In playing both Spoon and Pit the main part of the game, seriously, was who had the loudest voice. One thing we have always known is that we all have really loud voices. The day my sister decided to create her own game, with her own rules, we laughed too hard to play anything at all before we had a chance to start yelling. And still today, we do know that in any game, laughter wins the prize.

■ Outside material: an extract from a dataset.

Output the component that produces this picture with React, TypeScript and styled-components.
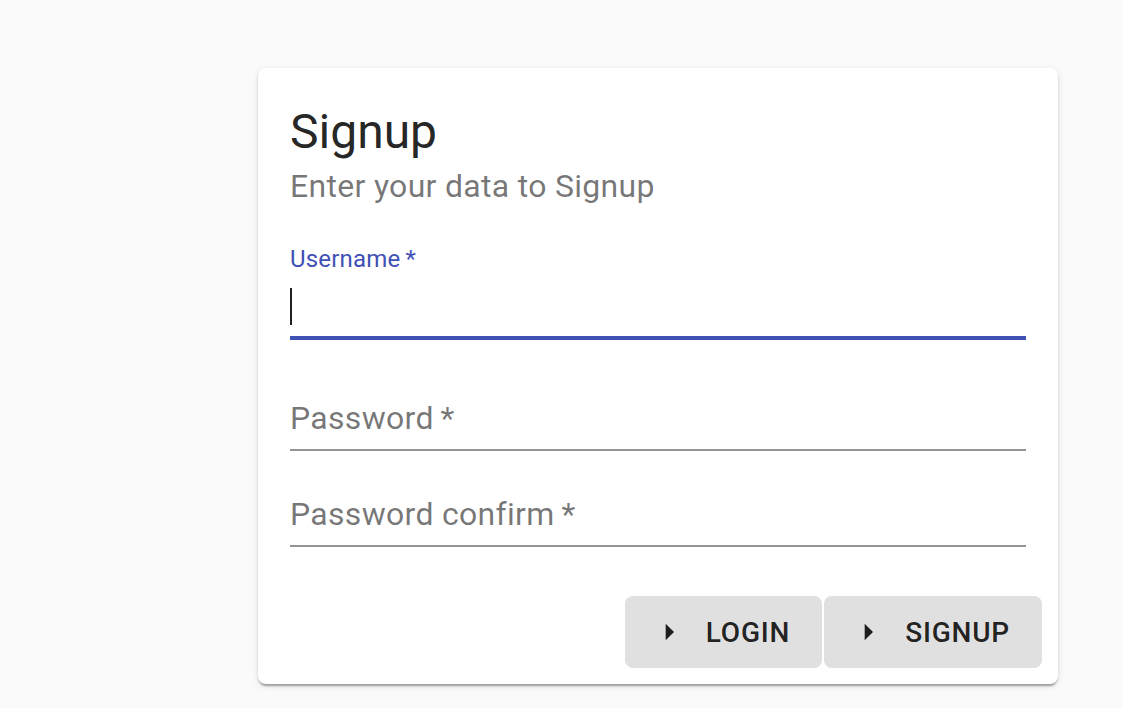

Finally, the most memorable game for me, as well as my own kids, will always be Old Maid with my mother, their “Grandma Farm.” It’s one of their favorite memories of their grandma. She had this sly smile that started from one side of her mouth and spread like sunshine. With a twinkle in her eye, she propped one card up in her hand. She dared them to pick that one card. Of course, they figured that grandma always had the Old Maid, and so they always avoided it. Grandma smiled throughout every single entire game. Her only strategy was making her grandchildren giggle and laugh throughout each hand. And they always did. They played it with grandma on their very last visit with her. They still talk about it today.


Oh, the memories. The lasting memories... of winning, and lessons in losing. Memories of good sportsmanship, strategy, honesty and some teardrops. Lessons in respect and following the rules. And, most importantly, memories of laughter and loving each other forever.